> _Exercise inputs_
=====

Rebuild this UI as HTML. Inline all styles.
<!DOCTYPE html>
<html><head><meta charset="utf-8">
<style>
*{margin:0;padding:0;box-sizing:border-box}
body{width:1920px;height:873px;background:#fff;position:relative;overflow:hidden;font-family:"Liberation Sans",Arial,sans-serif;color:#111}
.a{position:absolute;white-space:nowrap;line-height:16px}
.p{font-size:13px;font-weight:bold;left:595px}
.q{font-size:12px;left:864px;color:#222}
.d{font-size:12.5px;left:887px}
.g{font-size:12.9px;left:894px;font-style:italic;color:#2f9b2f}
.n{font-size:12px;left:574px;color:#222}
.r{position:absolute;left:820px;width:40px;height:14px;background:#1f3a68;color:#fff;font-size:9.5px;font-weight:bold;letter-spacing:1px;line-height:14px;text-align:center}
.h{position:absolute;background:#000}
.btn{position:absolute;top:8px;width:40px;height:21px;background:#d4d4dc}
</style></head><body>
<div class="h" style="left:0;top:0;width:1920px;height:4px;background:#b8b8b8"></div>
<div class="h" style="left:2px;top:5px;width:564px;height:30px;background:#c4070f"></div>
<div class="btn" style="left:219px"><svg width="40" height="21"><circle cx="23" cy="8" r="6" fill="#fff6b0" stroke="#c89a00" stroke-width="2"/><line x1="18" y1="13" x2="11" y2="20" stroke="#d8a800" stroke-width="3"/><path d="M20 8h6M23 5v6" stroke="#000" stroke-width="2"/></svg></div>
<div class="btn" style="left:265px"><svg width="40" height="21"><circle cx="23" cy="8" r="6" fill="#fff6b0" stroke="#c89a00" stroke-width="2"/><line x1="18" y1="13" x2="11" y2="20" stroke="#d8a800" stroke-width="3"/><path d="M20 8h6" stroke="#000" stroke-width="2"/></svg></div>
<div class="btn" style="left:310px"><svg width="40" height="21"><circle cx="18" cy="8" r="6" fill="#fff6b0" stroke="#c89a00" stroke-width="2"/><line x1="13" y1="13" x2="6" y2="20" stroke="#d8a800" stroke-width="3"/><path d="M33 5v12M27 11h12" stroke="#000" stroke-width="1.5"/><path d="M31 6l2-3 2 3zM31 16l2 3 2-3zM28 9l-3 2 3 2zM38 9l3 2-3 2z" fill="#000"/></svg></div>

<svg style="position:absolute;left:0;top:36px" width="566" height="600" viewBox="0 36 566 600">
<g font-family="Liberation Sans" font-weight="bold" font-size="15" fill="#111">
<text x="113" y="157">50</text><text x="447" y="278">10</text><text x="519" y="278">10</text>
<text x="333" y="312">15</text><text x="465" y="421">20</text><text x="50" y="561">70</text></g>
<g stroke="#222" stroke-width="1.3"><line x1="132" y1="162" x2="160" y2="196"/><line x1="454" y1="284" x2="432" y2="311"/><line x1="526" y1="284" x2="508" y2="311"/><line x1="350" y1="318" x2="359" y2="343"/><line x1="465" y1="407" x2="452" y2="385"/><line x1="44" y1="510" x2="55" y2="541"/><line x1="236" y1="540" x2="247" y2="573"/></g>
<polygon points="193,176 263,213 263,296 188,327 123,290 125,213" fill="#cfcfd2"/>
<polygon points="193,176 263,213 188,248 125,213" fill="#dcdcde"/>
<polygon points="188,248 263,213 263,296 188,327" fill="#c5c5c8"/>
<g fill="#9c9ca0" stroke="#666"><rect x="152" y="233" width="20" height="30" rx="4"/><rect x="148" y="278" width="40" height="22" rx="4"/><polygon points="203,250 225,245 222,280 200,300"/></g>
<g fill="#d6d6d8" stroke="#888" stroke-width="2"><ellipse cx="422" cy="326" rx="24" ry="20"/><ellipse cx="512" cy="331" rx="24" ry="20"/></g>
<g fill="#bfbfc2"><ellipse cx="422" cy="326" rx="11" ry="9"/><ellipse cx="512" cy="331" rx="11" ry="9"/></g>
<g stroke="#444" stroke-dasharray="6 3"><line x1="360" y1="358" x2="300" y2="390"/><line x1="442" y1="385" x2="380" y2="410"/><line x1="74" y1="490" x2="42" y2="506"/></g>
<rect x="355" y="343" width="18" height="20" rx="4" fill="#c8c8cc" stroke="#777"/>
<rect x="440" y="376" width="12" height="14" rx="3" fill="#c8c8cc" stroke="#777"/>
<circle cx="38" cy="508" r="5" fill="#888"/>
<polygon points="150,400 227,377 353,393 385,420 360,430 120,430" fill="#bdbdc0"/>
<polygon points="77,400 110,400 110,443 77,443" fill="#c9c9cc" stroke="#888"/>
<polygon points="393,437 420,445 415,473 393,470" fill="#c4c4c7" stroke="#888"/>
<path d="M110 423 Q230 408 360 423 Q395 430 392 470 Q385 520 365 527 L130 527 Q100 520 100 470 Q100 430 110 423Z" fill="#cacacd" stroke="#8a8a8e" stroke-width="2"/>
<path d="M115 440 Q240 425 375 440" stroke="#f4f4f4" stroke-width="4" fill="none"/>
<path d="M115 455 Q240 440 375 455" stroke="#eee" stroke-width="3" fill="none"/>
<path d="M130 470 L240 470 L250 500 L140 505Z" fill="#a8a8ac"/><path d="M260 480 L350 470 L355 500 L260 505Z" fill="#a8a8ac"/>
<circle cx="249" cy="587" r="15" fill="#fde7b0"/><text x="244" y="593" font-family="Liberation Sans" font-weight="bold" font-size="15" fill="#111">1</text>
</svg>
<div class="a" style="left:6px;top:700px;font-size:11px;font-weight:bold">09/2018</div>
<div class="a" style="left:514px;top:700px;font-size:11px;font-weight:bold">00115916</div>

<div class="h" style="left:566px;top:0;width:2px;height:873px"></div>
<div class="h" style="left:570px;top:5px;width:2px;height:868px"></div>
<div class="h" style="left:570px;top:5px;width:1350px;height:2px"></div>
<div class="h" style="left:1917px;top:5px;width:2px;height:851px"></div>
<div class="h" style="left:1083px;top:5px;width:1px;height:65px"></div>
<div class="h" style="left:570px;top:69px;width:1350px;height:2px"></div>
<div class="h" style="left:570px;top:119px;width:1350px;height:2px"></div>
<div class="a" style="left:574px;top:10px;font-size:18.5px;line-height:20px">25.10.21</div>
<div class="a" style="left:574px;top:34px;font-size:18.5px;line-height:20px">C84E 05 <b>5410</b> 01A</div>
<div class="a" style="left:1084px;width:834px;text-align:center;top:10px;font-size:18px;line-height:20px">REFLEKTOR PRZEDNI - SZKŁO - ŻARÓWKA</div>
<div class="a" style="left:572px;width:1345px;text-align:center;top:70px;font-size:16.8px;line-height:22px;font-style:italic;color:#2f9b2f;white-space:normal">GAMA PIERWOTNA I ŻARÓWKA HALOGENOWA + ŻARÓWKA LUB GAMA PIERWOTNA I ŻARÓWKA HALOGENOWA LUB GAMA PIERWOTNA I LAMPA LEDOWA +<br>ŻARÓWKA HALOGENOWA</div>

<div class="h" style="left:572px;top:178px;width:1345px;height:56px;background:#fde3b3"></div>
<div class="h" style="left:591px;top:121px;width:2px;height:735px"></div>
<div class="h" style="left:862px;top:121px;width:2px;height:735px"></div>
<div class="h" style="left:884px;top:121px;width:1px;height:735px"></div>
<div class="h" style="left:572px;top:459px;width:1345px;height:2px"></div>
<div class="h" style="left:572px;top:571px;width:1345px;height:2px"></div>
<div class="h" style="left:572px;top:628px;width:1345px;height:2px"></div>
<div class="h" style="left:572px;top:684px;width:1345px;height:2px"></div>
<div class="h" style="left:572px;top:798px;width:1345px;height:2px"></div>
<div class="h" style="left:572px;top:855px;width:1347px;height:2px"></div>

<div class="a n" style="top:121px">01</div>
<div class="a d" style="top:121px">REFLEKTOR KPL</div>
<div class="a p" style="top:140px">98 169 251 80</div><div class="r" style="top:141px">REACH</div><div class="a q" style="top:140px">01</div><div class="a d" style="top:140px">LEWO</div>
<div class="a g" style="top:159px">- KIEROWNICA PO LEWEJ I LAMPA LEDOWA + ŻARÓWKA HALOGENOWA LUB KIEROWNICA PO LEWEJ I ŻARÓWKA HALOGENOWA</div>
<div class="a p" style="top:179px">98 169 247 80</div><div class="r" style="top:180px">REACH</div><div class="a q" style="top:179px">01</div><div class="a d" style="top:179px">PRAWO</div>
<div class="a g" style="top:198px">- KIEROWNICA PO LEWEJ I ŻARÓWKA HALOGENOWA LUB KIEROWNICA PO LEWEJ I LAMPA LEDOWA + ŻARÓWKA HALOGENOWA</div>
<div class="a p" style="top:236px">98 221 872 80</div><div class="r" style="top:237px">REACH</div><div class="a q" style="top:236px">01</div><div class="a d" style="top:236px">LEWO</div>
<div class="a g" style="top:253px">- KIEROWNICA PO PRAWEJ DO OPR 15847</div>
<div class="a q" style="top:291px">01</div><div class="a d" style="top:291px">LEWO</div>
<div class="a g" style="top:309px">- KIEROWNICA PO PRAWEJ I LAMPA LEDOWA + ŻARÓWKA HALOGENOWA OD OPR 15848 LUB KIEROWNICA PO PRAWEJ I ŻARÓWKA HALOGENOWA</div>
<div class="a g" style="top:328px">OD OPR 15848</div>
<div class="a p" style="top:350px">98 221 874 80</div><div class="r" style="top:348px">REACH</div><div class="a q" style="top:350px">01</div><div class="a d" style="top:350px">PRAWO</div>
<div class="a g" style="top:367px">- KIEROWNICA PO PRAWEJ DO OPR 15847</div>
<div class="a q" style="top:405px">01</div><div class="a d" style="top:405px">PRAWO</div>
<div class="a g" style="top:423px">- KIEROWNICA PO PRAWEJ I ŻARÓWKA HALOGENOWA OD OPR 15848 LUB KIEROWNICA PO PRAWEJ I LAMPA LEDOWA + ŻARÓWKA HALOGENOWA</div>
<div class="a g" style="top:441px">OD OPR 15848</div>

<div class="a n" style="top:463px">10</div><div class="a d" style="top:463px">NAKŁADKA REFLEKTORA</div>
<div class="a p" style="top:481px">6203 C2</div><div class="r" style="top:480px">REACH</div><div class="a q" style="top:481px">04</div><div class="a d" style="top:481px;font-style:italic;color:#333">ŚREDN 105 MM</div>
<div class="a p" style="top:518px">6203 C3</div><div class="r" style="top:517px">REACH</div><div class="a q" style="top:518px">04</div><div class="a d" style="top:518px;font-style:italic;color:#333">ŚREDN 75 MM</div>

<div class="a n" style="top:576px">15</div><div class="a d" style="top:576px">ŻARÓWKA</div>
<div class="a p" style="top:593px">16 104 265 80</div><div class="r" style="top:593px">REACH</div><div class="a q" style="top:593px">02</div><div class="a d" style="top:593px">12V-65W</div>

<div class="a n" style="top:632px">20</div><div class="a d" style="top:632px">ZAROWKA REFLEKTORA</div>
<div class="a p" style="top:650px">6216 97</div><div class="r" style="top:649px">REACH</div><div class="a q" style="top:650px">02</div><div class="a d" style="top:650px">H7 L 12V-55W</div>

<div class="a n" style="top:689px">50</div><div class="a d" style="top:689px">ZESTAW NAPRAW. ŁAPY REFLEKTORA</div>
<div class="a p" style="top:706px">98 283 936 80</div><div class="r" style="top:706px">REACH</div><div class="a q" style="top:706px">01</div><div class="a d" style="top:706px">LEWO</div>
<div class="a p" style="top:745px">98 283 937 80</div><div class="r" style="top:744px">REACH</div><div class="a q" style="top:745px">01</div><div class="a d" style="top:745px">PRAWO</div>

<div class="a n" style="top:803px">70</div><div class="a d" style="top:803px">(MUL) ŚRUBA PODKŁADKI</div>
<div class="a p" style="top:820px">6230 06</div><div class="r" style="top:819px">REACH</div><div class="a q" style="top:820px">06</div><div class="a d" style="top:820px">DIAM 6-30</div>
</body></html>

=====

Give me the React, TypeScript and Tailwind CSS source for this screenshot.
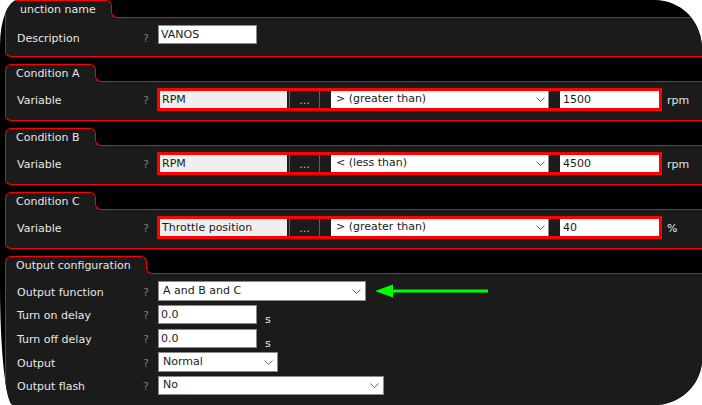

=====

> _Task to carry out_
Pick every line with "this" in it and copy it.

> _Complete output_
Rebuild this UI as HTML. Inline all styles.
Give me the React, TypeScript and Tailwind CSS source for this screenshot.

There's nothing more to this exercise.